Quality of Service (QoS) is a technique that the hard memory NoC uses to provide control of arbitration choices that satisfy performance requirements. You can also use QoS to prioritize some traffic. You can change this prioritization dynamically, or set this prioritization during configuration. To achieve system goals, system architects can use the QoS settings to specify the relative priority of traffic flows.

One can categorize initiator generated traffic into the following groups, according to sensitivity to latency:

Table 2.  Initiator-Generated Traffic Types
Traffic Type Description
Real-Time NoC initiators in this group are very sensitive to long-term and short-term latency, and fail when their buffers become empty. Examples include video display traffic and real-time applications. A video display engine must be able to fetch graphic data within a bounded amount of time to display images correctly on a monitor. Failing to meet real-time requirements may result in corrupt pixels or degradation of image sharpness or loss of screen synchronization.
Latency Sensitive The performance of this application type is directly linked to the latency of access. For example, in a CPU, processing can stop for many cycles when there is a cache miss.
Best Effort NoC initiators in this group can tolerate delays that other traffic causes and are insensitive to latency. These NoC initiators consume the remaining bandwidth, and must not interfere with real-time or latency-sensitive traffic. For example, file transfer or file download applications can stall without compromising the experience.
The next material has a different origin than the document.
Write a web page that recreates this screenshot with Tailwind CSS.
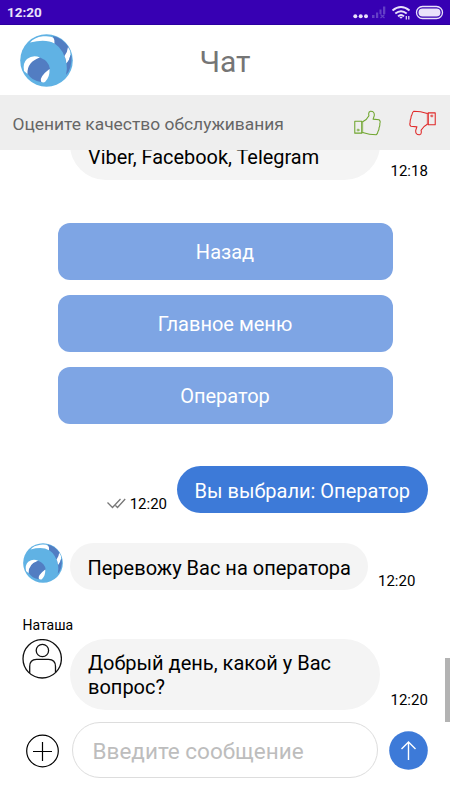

AXI QoS determines the associated NoC QoS. Urgency level is the priority of traffic within the NoC subsystem. A system can have multiple priority levels for traffic going to and from the memory.

You can configure the NoC Initiator Intel FPGA IP to use AXI4 QoS signals to determine the associated NoC QoS, or to send all NoC traffic with a fixed priority. If you configure the NoC Initiator Intel FPGA IP to use a fixed NoC priority, you can specify separate priorities for read and write traffic.

You can choose to specify the QoS Generator priority levels when parameterizing the NoC Initiator Intel FPGA IP. The priority levels are not run-time programmable. For more information on the QoS Generator in the NoC Initiator Intel FPGA IP, refer to NoC Initiator Intel FPGA IP.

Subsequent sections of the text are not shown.